To build better tool than git, probably a few months by tiny team of good developers. Just thinking of problem and making what is needed... So either free time or few hundred thousand at max.
On other hand to replace GitHub. Endless millions will be spend... For some sort of probable gains? It might even make money in long run... But goal is probably to flip it.
No he didn’t. He built a proof of concept demo in 7 days then handed it off to other maintainers to code for real. I’m not sure why this myth keeps getting repeated. Linus himself clarifies this in every interview about git.
His main contributions were his ideas.
1) The distributed model, that doesn’t need to dial the internet.
2) The core data structures. For instance, how git stores snapshots for files changes in a commit. Other tools used diff approaches which made rewinding, branch switching, and diffing super slow.
Those two ideas are important and influenced git deeply, but he didn’t code the thing, and definitely not in 7 days!
Those were not his ideas. Before Git, the Linux kernel team was using BitKeeper for DVCS (and other DVCS implementations like Perforce existed as well). Git was created as a BitKeeper replacement after a fight erupted between Andrew Tridgell (who was accused of trying to reverse engineer BitKeeper in violation of its license) and Larry McVoy (the author of BitKeeper).

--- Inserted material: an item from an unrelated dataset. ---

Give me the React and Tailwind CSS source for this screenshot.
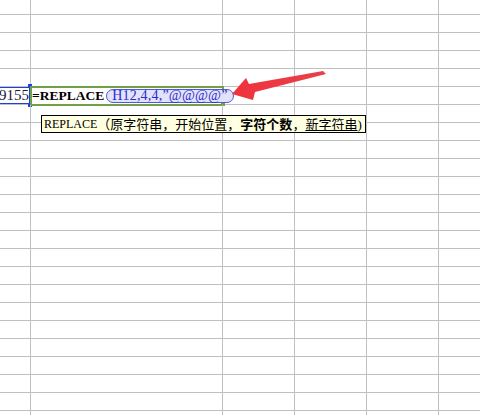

I agree and that’s the point I was trying to make.
Linus’s contribution is a great one. He learned from prior tools and contributions, made a lot of smart technical decisions, got stuff moving with a prototype, then displayed good technical leadership by handing it off to a dedicated development team.

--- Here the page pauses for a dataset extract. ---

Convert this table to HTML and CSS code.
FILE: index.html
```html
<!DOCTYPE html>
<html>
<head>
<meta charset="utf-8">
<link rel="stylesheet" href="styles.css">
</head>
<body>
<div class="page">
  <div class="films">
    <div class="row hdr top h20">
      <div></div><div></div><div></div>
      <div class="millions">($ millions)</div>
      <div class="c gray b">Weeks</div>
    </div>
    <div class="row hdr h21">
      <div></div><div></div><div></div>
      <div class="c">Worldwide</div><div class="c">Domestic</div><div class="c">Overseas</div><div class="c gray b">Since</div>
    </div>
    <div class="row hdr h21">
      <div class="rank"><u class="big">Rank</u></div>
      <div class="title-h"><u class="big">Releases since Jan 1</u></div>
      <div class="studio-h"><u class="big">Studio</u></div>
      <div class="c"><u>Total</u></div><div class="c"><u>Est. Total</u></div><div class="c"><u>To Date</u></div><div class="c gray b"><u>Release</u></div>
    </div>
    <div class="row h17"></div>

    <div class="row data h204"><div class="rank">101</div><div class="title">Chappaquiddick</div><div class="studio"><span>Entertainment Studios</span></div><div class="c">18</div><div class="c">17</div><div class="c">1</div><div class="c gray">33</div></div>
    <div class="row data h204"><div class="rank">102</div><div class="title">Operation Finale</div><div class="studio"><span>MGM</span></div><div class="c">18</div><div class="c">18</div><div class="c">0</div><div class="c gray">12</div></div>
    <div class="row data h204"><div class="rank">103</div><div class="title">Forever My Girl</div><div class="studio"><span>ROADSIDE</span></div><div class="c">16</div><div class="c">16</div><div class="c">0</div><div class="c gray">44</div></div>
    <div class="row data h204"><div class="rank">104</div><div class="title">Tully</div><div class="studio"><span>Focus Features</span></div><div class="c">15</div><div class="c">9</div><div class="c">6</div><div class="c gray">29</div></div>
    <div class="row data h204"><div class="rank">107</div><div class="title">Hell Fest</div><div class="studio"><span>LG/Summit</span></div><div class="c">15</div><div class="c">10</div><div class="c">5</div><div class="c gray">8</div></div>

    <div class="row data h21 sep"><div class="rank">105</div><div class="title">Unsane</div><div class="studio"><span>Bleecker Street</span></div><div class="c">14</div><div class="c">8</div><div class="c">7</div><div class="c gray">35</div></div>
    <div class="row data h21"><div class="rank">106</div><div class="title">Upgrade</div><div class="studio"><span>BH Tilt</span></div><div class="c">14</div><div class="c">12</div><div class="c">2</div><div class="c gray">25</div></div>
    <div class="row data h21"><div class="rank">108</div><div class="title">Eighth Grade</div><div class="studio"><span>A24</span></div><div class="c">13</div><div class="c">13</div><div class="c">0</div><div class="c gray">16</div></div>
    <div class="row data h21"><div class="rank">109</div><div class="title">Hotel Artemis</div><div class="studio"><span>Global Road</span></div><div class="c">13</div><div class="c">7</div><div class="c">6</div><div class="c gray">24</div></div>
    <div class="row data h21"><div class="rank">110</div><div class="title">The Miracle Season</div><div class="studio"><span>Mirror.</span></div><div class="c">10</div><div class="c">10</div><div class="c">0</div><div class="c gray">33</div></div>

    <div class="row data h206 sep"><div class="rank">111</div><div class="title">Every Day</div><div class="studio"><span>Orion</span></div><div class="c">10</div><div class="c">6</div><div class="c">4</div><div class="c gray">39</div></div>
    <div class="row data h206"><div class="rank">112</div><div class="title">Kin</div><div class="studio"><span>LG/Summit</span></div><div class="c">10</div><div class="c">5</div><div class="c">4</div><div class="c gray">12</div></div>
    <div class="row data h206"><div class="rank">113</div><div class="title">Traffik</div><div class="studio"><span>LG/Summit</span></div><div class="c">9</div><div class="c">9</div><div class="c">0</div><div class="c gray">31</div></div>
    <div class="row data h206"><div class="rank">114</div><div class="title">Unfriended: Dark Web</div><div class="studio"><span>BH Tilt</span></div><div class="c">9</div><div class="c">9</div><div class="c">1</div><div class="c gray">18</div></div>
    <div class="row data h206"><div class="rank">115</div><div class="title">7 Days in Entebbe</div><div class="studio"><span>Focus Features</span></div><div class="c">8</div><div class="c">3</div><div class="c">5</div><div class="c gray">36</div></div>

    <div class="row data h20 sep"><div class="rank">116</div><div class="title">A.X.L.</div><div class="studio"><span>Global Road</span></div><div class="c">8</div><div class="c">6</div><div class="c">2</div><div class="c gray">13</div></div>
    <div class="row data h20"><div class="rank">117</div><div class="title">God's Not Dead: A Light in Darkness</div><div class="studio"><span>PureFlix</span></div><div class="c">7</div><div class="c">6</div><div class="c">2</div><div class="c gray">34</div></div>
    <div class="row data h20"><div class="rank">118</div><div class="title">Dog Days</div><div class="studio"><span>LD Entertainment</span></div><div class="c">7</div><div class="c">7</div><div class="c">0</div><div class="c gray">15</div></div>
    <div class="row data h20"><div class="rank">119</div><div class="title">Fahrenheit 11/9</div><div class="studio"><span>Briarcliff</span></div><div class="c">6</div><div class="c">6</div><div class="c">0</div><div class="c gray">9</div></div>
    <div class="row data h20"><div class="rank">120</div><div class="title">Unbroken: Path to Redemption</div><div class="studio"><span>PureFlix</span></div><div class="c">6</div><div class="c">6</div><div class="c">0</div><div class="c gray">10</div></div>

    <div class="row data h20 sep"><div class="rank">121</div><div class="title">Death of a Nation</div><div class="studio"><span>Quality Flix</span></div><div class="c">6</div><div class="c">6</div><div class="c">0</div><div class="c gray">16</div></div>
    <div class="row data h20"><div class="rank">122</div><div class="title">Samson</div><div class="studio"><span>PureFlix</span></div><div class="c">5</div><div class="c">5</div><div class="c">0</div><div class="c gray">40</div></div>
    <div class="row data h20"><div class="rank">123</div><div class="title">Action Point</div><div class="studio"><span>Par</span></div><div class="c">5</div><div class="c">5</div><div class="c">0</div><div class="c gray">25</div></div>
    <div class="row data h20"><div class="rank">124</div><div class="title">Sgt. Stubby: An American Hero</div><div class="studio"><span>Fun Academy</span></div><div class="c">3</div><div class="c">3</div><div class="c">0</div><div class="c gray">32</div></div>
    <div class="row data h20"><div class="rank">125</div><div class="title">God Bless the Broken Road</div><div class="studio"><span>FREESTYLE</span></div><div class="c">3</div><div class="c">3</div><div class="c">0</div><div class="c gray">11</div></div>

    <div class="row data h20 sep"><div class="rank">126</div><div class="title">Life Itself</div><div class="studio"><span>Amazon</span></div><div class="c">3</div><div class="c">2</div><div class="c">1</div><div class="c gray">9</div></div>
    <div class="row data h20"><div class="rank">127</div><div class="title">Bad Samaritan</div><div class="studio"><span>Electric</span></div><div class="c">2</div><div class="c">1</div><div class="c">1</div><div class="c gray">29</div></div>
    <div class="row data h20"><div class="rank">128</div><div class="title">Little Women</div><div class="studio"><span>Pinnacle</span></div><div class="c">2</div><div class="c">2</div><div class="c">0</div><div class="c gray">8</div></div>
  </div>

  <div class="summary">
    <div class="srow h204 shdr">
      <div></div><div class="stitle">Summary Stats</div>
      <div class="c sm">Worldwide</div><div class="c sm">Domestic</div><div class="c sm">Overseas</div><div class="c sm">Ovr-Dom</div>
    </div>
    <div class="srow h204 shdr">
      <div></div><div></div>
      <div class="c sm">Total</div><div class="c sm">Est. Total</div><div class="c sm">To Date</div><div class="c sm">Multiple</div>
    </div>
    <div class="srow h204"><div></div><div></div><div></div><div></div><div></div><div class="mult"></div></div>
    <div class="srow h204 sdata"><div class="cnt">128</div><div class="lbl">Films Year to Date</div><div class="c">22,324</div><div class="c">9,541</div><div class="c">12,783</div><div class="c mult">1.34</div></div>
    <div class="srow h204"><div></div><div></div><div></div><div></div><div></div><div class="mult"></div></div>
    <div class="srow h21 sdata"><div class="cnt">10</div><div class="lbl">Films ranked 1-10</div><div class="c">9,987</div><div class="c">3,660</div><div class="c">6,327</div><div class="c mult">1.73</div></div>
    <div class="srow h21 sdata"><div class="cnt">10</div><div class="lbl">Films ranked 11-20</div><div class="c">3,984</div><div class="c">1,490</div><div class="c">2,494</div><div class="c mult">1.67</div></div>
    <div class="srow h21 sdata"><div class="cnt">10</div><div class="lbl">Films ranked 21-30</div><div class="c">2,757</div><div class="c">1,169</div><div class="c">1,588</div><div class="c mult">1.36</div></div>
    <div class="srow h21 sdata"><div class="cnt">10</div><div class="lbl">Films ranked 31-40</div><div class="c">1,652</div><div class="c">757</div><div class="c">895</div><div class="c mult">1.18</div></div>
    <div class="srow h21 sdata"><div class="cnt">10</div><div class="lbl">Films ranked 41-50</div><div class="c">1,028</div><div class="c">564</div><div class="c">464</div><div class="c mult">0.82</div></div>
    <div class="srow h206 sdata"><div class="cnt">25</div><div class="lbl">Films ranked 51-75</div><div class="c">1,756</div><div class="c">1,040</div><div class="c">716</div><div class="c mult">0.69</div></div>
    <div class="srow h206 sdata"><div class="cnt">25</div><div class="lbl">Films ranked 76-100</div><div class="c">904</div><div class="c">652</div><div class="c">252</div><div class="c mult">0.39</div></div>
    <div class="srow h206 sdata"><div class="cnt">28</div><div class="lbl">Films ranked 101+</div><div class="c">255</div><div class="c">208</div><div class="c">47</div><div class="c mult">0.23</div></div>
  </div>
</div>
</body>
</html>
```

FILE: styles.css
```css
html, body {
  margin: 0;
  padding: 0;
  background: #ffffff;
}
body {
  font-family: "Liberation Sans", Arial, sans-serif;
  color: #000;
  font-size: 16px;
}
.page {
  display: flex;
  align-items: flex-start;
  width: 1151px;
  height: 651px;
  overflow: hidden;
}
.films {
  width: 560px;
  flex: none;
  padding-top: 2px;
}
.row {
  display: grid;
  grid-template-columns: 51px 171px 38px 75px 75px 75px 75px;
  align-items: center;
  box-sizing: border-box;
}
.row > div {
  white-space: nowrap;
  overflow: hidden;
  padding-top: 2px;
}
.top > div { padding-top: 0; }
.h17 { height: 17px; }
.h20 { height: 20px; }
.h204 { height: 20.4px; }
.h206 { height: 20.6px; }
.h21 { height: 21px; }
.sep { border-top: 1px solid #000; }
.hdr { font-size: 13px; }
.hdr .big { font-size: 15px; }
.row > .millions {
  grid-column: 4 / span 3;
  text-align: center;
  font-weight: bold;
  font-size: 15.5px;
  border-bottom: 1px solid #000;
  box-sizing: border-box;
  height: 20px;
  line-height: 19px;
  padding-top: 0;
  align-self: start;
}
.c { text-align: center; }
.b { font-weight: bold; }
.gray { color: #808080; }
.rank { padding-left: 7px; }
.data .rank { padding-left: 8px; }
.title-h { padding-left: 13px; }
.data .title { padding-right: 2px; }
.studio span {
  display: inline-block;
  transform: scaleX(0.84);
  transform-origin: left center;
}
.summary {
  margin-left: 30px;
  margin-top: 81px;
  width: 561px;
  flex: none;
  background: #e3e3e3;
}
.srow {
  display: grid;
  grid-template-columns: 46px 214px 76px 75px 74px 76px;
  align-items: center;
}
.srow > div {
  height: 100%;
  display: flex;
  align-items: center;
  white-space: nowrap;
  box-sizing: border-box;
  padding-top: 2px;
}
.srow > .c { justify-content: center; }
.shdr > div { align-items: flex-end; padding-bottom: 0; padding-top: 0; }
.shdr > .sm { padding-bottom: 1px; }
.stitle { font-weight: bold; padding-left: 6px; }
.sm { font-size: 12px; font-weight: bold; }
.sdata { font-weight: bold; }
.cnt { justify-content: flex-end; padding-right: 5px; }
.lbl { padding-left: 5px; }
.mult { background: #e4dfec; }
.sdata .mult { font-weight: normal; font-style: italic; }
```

That’s such a good lesson for all of us devs.
So why the urge to lie and pretend he coded it in a week with no help? I know you’re not saying this, but this is the common myth.
He did what needed to be done. Linux similarly has thousands of contributors and Linus's personal "code contribution" is almost negligible these days. But code doesn't matter. Literally anyone can generate thousands of lines of code that will flip bits all day long. What matters is some combination of the following: a vision, respect from peers earned with technical brilliance, audaciousness, tenacity, energy, dedication etc. This is what makes Linus special. Not his ability to bash on a keyboard all day long.
The parent comments are arguing that 17million for git 2.0 is insane because Linux wrote the original in a week.
Except that’s not true. He sketched out a proof of concept in a week. Then handed it off to a team of maintainers who worked on it for the next two decades.
It’s also not pedantic because Linus himself makes this distinction. He doesn’t say he coded Git and specifically corrects people in interviews when they this.
How will you ever get the network effects needed to get sustained users with a commercial tool?
Given Git was created because BitKeeper, a commercial tool, pulled their permission for kernel developers to use their tool aren’t we ignoring a lesson there?